Machine turns food waste into soil nutrient
The food waste decomposer in the recycling and composting center in Statler Commissary, North Campus, looks like a giant, stainless steel oven. The imposing machine is an alchemist of sorts, transforming everyday refuse—onion skins, egg shells, chicken bones, bell pepper tops, baked goods, coffee grinds, banana peels—into a rich, brown soil amendment gardeners can use to fertilize their plots.
The apparatus, which traveled to Buffalo from South Korea, arrived at the university this fall, adding to Campus Dining & Shops’ (CDS) arsenal of tools for “greening” its operations. Initial estimates indicate that composting kept more than 115,000 pounds of trash out of landfills between June 2009 and Jan. 1. The recycling of plastic, metal, cardboard, office paper, glass and toner cartridges cut out another 288,000 pounds of garbage.
“Why are we doing it? We think it’s the right thing to do, and if somebody doesn’t start down that path, like they say, nobody’s going to do it…We decided that we want to be proactive,” says commissary manager Tom Ludtka, who emphasizes that CDS’ initiatives are just a small part of UB’s larger effort to promote sustainability.
“What we try to tell everybody is that we believe in what we do, and it takes small steps by everyone to get the green job done,” Ludtka says. “I tell everybody who comes through on a tour, one voice is just a whisper. A hundred voices is a song.”
The new decomposer and composting in general are among the newest features of CDS’ environmental campaign. The organic fertilizer the machine creates is available for anyone at UB or in the community who requests it. (Broken down poultry bones, which contain slow-release calcium and phosphorus, make for a particularly rich additive, Ludtka says.) CDS also works with University Facilities to maintain two large composting piles in Beane Lot, North Campus, that produce soil the university uses in garden beds on campuses.

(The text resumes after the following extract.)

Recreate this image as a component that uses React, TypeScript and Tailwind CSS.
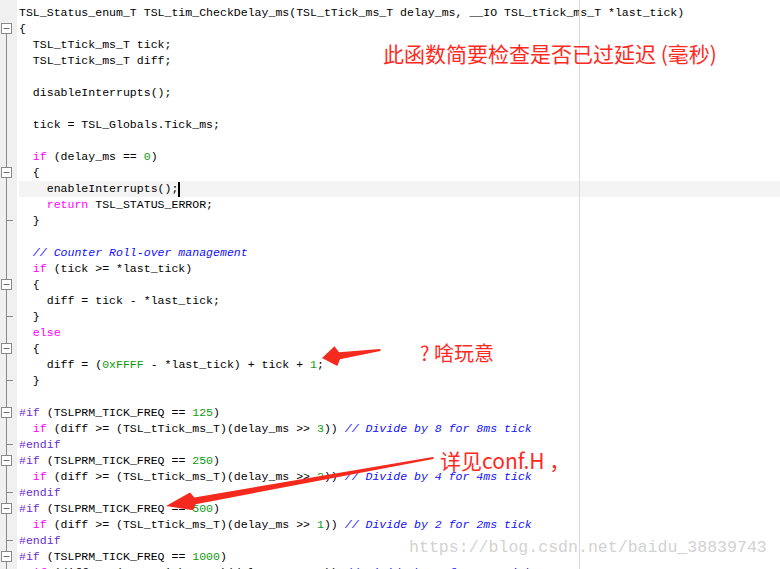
type Kind = "n" | "k" | "d" | "c" | "p";
type Tok = [string, Kind];
type Fold = "none" | "box" | "line" | "end";

interface Line {
  fold: Fold;
  toks: Tok[];
  active?: boolean;
}

const tokColor: Record<Kind, string> = {
  n: "text-black",
  k: "text-[#ff00ff]",
  d: "text-[#109a10]",
  c: "text-[#1010ff] italic",
  p: "text-[#6a2bd0]",
};

const ifLine = (shift: string, freq: string): Tok[] => [
  ["  ", "n"],
  ["if", "k"],
  [" (diff >= (TSL_tTick_ms_T)(delay_ms >> ", "n"],
  [shift, "d"],
  [")) ", "n"],
  [`// Divide by ${freq} for ${freq}ms tick`, "c"],
];

const lines: Line[] = [
  { fold: "none", toks: [["TSL_Status_enum_T TSL_tim_CheckDelay_ms(TSL_tTick_ms_T delay_ms, __IO TSL_tTick_ms_T *last_tick)", "n"]] },
  { fold: "box", toks: [["{", "n"]] },
  { fold: "line", toks: [["  TSL_tTick_ms_T tick;", "n"]] },
  { fold: "line", toks: [["  TSL_tTick_ms_T diff;", "n"]] },
  { fold: "line", toks: [] },
  { fold: "line", toks: [["  disableInterrupts();", "n"]] },
  { fold: "line", toks: [] },
  { fold: "line", toks: [["  tick = TSL_Globals.Tick_ms;", "n"]] },
  { fold: "line", toks: [] },
  { fold: "line", toks: [["  ", "n"], ["if", "k"], [" (delay_ms == ", "n"], ["0", "d"], [")", "n"]] },
  { fold: "box", toks: [["  {", "n"]] },
  { fold: "line", toks: [["    enableInterrupts();", "n"]], active: true },
  { fold: "line", toks: [["    ", "n"], ["return", "k"], [" TSL_STATUS_ERROR;", "n"]] },
  { fold: "end", toks: [["  }", "n"]] },
  { fold: "line", toks: [] },
  { fold: "line", toks: [["  ", "n"], ["// Counter Roll-over management", "c"]] },
  { fold: "line", toks: [["  ", "n"], ["if", "k"], [" (tick >= *last_tick)", "n"]] },
  { fold: "box", toks: [["  {", "n"]] },
  { fold: "line", toks: [["    diff = tick - *last_tick;", "n"]] },
  { fold: "end", toks: [["  }", "n"]] },
  { fold: "line", toks: [["  ", "n"], ["else", "k"]] },
  { fold: "box", toks: [["  {", "n"]] },
  { fold: "line", toks: [["    diff = (", "n"], ["0xFFFF", "d"], [" - *last_tick) + tick + ", "n"], ["1", "d"], [";", "n"]] },
  { fold: "end", toks: [["  }", "n"]] },
  { fold: "line", toks: [] },
  { fold: "box", toks: [["#if", "p"], [" (TSLPRM_TICK_FREQ == ", "n"], ["125", "d"], [")", "n"]] },
  { fold: "line", toks: ifLine("3", "8") },
  { fold: "end", toks: [["#endif", "p"]] },
  { fold: "box", toks: [["#if", "p"], [" (TSLPRM_TICK_FREQ == ", "n"], ["250", "d"], [")", "n"]] },
  { fold: "line", toks: ifLine("2", "4") },
  { fold: "end", toks: [["#endif", "p"]] },
  { fold: "box", toks: [["#if", "p"], [" (TSLPRM_TICK_FREQ == ", "n"], ["500", "d"], [")", "n"]] },
  { fold: "line", toks: ifLine("1", "2") },
  { fold: "end", toks: [["#endif", "p"]] },
  { fold: "box", toks: [["#if", "p"], [" (TSLPRM_TICK_FREQ == ", "n"], ["1000", "d"], [")", "n"]] },
  { fold: "line", toks: ifLine("0", "1") },
];

function FoldMark({ fold, first }: { fold: Fold; first: boolean }) {
  return (
    <svg width="17" height="16" className="block">
      {fold === "box" && (
        <>
          {!first && <line x1="6.5" y1="0" x2="6.5" y2="3" stroke="#8a8a8a" />}
          <rect x="1.5" y="3.5" width="10" height="10" fill="#fff" stroke="#8a8a8a" />
          <line x1="3.5" y1="8.5" x2="9.5" y2="8.5" stroke="#707070" />
          <line x1="6.5" y1="14" x2="6.5" y2="16" stroke="#8a8a8a" />
        </>
      )}
      {(fold === "line" || fold === "end") && <line x1="6.5" y1="0" x2="6.5" y2="16" stroke="#8a8a8a" />}
      {fold === "end" && <line x1="6.5" y1="8.5" x2="13" y2="8.5" stroke="#8a8a8a" />}
    </svg>
  );
}

export default function App() {
  return (
    <div className="relative w-[780px] h-[569px] overflow-hidden bg-white flex">
      {/* fold gutter */}
      <div className="w-[17px] shrink-0 bg-[#f0f0f0] pt-1">
        {lines.map((l, i) => (
          <FoldMark key={i} fold={l.fold} first={i === 1} />
        ))}
      </div>

      {/* code */}
      <div className="flex-1 pt-[5px] font-['Liberation_Mono',monospace] text-[11.55px] leading-4">
        {lines.map((l, i) => (
          <div key={i} className={`h-4 ml-[2px] whitespace-pre flex items-center ${l.active ? "bg-[#f4f4f4]" : ""}`}>
            {l.toks.map(([t, k], j) => (
              <span key={j} className={tokColor[k]}>
                {t}
              </span>
            ))}
            {l.active && <span className="inline-block w-[2px] h-[15px] bg-black" />}
          </div>
        ))}
      </div>

      {/* right margin guide */}
      <div className="absolute left-[579px] top-0 bottom-0 w-px bg-[#dadada]" />

      {/* annotations */}
      <div className="absolute left-[383px] top-[41px] text-[21px] leading-6 text-[#ff2a1f] font-['Noto_Sans_CJK_SC',sans-serif] whitespace-nowrap">
        此函数简要检查是否已过延迟 (毫秒)
      </div>
      <div className="absolute left-[420px] top-[341px] text-[20px] leading-6 text-[#ff2a1f] font-['Noto_Sans_CJK_SC',sans-serif] whitespace-pre">
        ? 啥玩意
      </div>
      <div className="absolute left-[440px] top-[448px] text-[21px] leading-6 text-[#ff2a1f] font-['Noto_Sans_CJK_SC',sans-serif] whitespace-pre">
        详见conf.H ，
      </div>

      <svg className="absolute inset-0 pointer-events-none" width="780" height="569">
        <polygon
          fill="#f52a1e"
          points="322,358 334.5,346.3 339,352.2 379.9,349 381,350 380.1,351 340,359.2 337.3,366.1"
        />
        <polygon
          fill="#f52a1e"
          points="166,506 190,492.5 194.4,497.4 432.8,457 434,458 433.2,459 195.6,504.2 193.2,510.3"
        />
      </svg>

      {/* watermark */}
      <div className="absolute left-[409px] top-[538px] text-[16.57px] leading-5 text-[#d2d2d2] font-['Liberation_Mono',monospace] whitespace-nowrap">
        https://blog.csdn.net/baidu_38839743
      </div>
    </div>
  );
}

Ludtka says that although CDS began composting about five years ago, it was only over the past two years that administrators created and implemented a comprehensive plan for all campus food service centers to partake in the process. Now, employees in all UB dining areas place compostable goods in plastic buckets—airtight and made from recycled material—that workers ship to Statler each day.
Prior to purchasing the decomposer, which sanitizes waste, employees threw away all “post-consumer” food, including leftovers. For health reasons, only items that customers had not touched, such as vegetable scraps in kitchens, could be composted.

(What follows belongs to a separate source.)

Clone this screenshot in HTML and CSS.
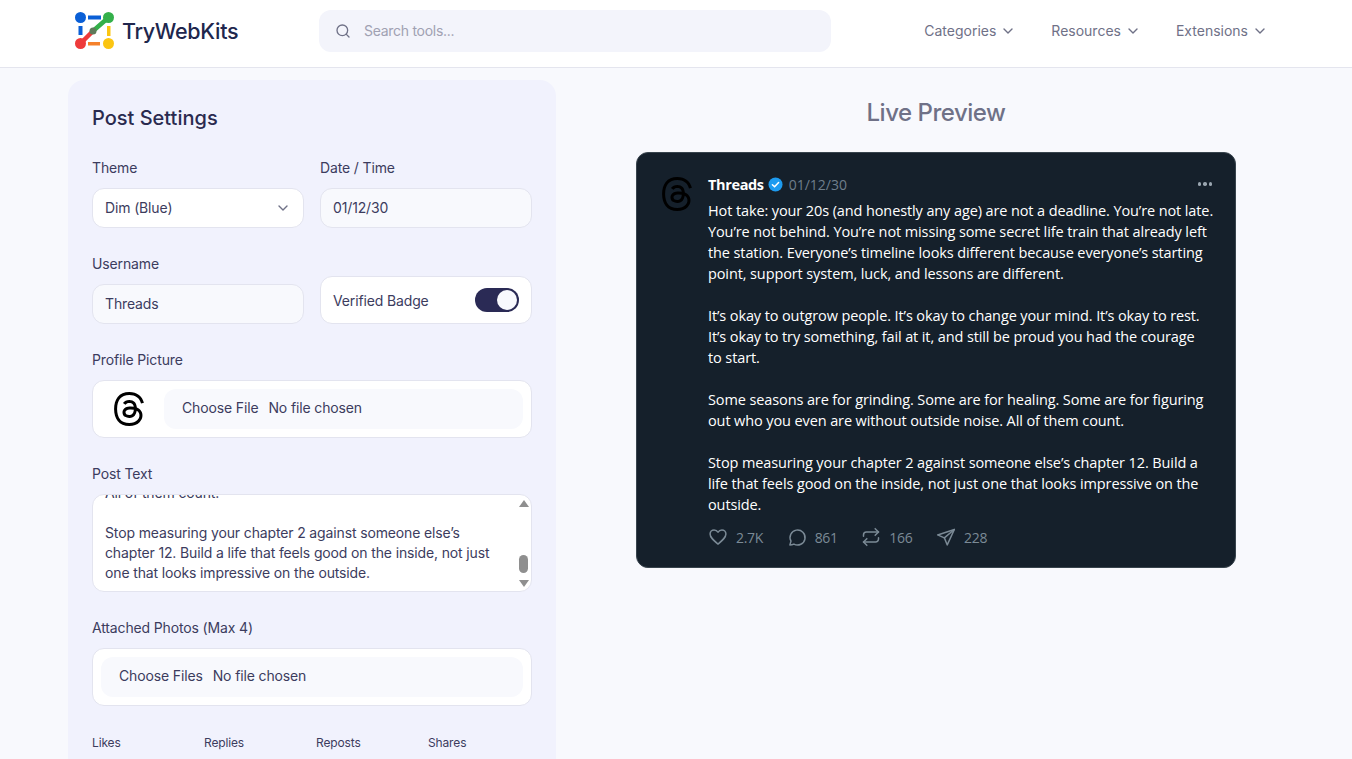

The new machine, along with the elimination of trays in dining halls, has led to a dramatic reduction in the amount of garbage UB produces. Trash from the Red Jacket Dining Center in the Ellicott Complex now fills three or four 90-gallon totes per day, for instance, down from 15 or 16 of those same receptacles not long ago.

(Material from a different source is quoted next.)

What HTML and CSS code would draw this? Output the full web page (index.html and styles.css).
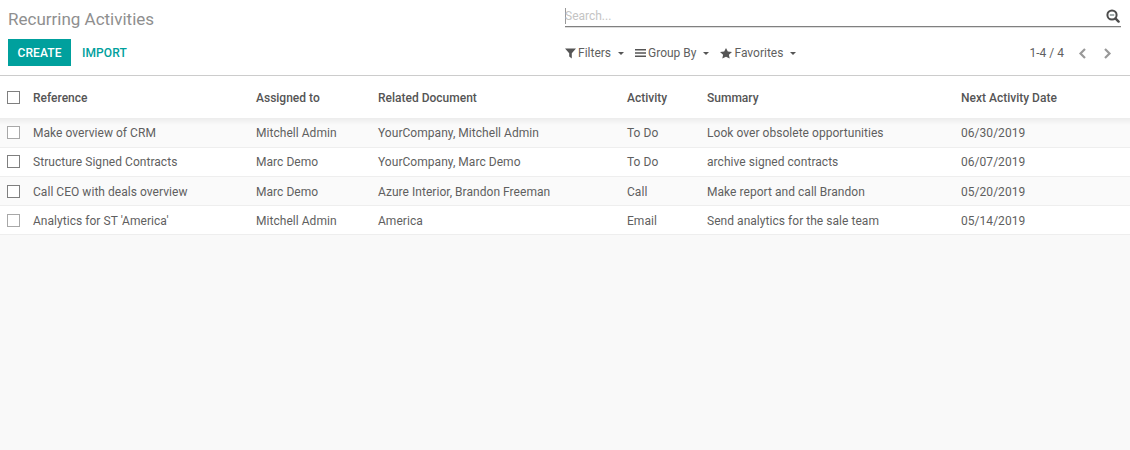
FILE: index.html
```html
<!DOCTYPE html>
<html>
  <head>
    <title>Recurring Activities</title>
    <link rel="stylesheet" href="styles.css">
  </head>
  <body>
    <div class="control-panel">
      <div class="cp-left">
        <h1 class="title">Recurring Activities</h1>
        <div class="buttons">
          <button class="btn-create">CREATE</button>
          <button class="btn-import">IMPORT</button>
        </div>
      </div>
      <div class="cp-right">
        <div class="search">
          <span class="search-input">Search...</span>
          <svg class="search-icon" width="14" height="14" viewBox="0 0 14 14">
            <circle cx="6" cy="6" r="4.6" fill="none" stroke="#4c4c4c" stroke-width="2"/>
            <path d="M3.8 6h4.4" stroke="#7a8a8a" stroke-width="1.4"/>
            <path d="M9.4 9.4l3.2 3.2" stroke="#4c4c4c" stroke-width="2.4" stroke-linecap="round"/>
          </svg>
        </div>
        <div class="tools">
          <div class="filters">
            <span class="filter">
              <svg width="11" height="11" viewBox="0 0 11 11"><path d="M0 0.500h11L6.800 5.300V10.500L4.200 8.500V5.300z" fill="#555"/></svg>
              Filters<i class="caret"></i>
            </span>
            <span class="filter">
              <svg width="11" height="11" viewBox="0 0 11 11"><path d="M0 1h11v1.600H0zM0 4.200h11v1.600H0zM0 7.400h11v1.600H0z" fill="#555"/></svg>
              Group By<i class="caret"></i>
            </span>
            <span class="filter">
              <svg width="12" height="11" viewBox="0 0 12 11"><path d="M6 0l1.800 3.500 4.200.5-3.100 2.700.8 3.900L6 8.700 2.300 10.600l.8-3.900L0 4l4.200-.5z" fill="#555"/></svg>
              Favorites<i class="caret"></i>
            </span>
          </div>
          <div class="pager">
            <span class="pager-text">1-4 / 4</span>
            <svg width="9" height="12" viewBox="0 0 9 12"><path d="M7 1L2.500 5.500 7 10" fill="none" stroke="#999" stroke-width="2.200"/></svg>
            <svg width="9" height="12" viewBox="0 0 9 12"><path d="M2 1L6.500 5.500 2 10" fill="none" stroke="#999" stroke-width="2.200"/></svg>
          </div>
        </div>
      </div>
    </div>

    <table class="list">
      <thead>
        <tr>
          <th class="col-check"><span class="check"></span></th>
          <th class="col-ref">Reference</th>
          <th class="col-user">Assigned to</th>
          <th class="col-doc">Related Document</th>
          <th class="col-act">Activity</th>
          <th class="col-sum">Summary</th>
          <th>Next Activity Date</th>
        </tr>
      </thead>
      <tbody>
        <tr>
          <td><span class="check check-light"></span></td>
          <td>Make overview of CRM</td>
          <td>Mitchell Admin</td>
          <td>YourCompany, Mitchell Admin</td>
          <td>To Do</td>
          <td>Look over obsolete opportunities</td>
          <td>06/30/2019</td>
        </tr>
        <tr>
          <td><span class="check"></span></td>
          <td>Structure Signed Contracts</td>
          <td>Marc Demo</td>
          <td>YourCompany, Marc Demo</td>
          <td>To Do</td>
          <td>archive signed contracts</td>
          <td>06/07/2019</td>
        </tr>
        <tr>
          <td><span class="check"></span></td>
          <td>Call CEO with deals overview</td>
          <td>Marc Demo</td>
          <td>Azure Interior, Brandon Freeman</td>
          <td>Call</td>
          <td>Make report and call Brandon</td>
          <td>05/20/2019</td>
        </tr>
        <tr>
          <td><span class="check check-light"></span></td>
          <td>Analytics for ST 'America'</td>
          <td>Mitchell Admin</td>
          <td>America</td>
          <td>Email</td>
          <td>Send analytics for the sale team</td>
          <td>05/14/2019</td>
        </tr>
      </tbody>
    </table>
  </body>
</html>
```

FILE: styles.css
```css
html, body {
  height: 100%;
}
body {
  margin: 0;
  background-color: #f9f9f9;
  font-family: Roboto, "Liberation Sans", sans-serif;
  font-size: 12px;
  color: #5f5f5f;
  overflow: hidden;
}

.control-panel {
  display: flex;
  height: 75px;
  background-color: white;
  border-bottom: 1px solid #ccc;
}
.cp-left {
  width: 565px;
  padding-left: 8px;
  box-sizing: border-box;
}
.cp-right {
  flex: 1;
  padding-right: 9px;
}
.title {
  margin: 0;
  padding-top: 9px;
  height: 39px;
  box-sizing: border-box;
  font-size: 17px;
  line-height: 21px;
  font-weight: normal;
  color: #8f8f8f;
}
.buttons {
  display: flex;
}
.btn-create {
  width: 63px;
  height: 27px;
  border: 0;
  background-color: #00a09d;
  color: white;
  font: 500 12px Roboto, sans-serif;
  letter-spacing: 0.1px;
  padding: 0;
}
.btn-import {
  height: 27px;
  border: 0;
  background: none;
  color: #00a09d;
  font: 500 12px Roboto, sans-serif;
  letter-spacing: 0.1px;
  padding: 0 0 0 11px;
}

.search {
  display: flex;
  justify-content: space-between;
  align-items: center;
  height: 27px;
  box-sizing: border-box;
  padding-top: 6px;
  border-bottom: 1px solid #808080;
  box-shadow: 0 1px 0 #ddd;
}
.search-input {
  color: #c4c4c4;
  border-left: 1px solid #999;
  line-height: 16px;
  text-indent: -1px;
}
.search-icon {
  margin-right: 1px;
}
.tools {
  display: flex;
  justify-content: space-between;
  padding-top: 19px;
}
.filters {
  display: flex;
  gap: 11px;
}
.filter {
  display: flex;
  align-items: center;
  gap: 2px;
  line-height: 15px;
}
.caret {
  width: 0;
  height: 0;
  margin-left: 5px;
  border-left: 3.5px solid transparent;
  border-right: 3.5px solid transparent;
  border-top: 3.5px solid #555;
}
.pager {
  display: flex;
  align-items: center;
  gap: 16px;
  padding-right: 9px;
}
.pager-text {
  margin-right: -2px;
  line-height: 15px;
}

.list {
  width: 100%;
  border-collapse: collapse;
  table-layout: fixed;
  background-color: white;
}
.list th {
  height: 42px;
  padding: 2px 0 0 3px;
  box-sizing: border-box;
  text-align: left;
  font-weight: 500;
  color: #555;
  background-color: white;
}
.list td {
  height: 29px;
  padding: 1px 0 0 3px;
  border-bottom: 1px solid #eee;
  box-sizing: border-box;
  letter-spacing: 0.04px;
}
.list tbody tr:nth-child(odd) {
  background-color: #fafafa;
}
.list tbody tr:first-child td {
  background: linear-gradient(#ececec, #fafafa 7px);
}
.list tbody tr:nth-child(n+3) td {
  padding-top: 2px;
}
.col-check {
  width: 30px;
}
.col-ref {
  width: 223px;
}
.col-user {
  width: 122px;
}
.col-doc {
  width: 249px;
}
.col-act {
  width: 80px;
}
.col-sum {
  width: 254px;
}
.list thead th:first-child {
  padding: 0 0 0 7px;
}
.list tbody td:first-child {
  padding: 0 0 0 7px;
}
.list tbody tr:nth-child(n+3) td:first-child {
  padding-top: 1px;
}
.check {
  display: block;
  width: 13px;
  height: 13px;
  box-sizing: border-box;
  border: 1px solid #7f7f7f;
  background-color: white;
}
.check-light {
  border-color: #a8a8a8;
}
```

And CDS is not stopping there. Ludtka says that when it comes to such disposables as plates and utensils, the unit is looking to buy more biodegradable items—cutlery made from material such as potato starch and soy oil instead of plastic, for instance. Ludtka and his colleagues are even exploring ways to offset carbon emissions associated with the electricity they use to run everything from their unit’s Web site to the decomposer, which uses about $13 worth of power each day.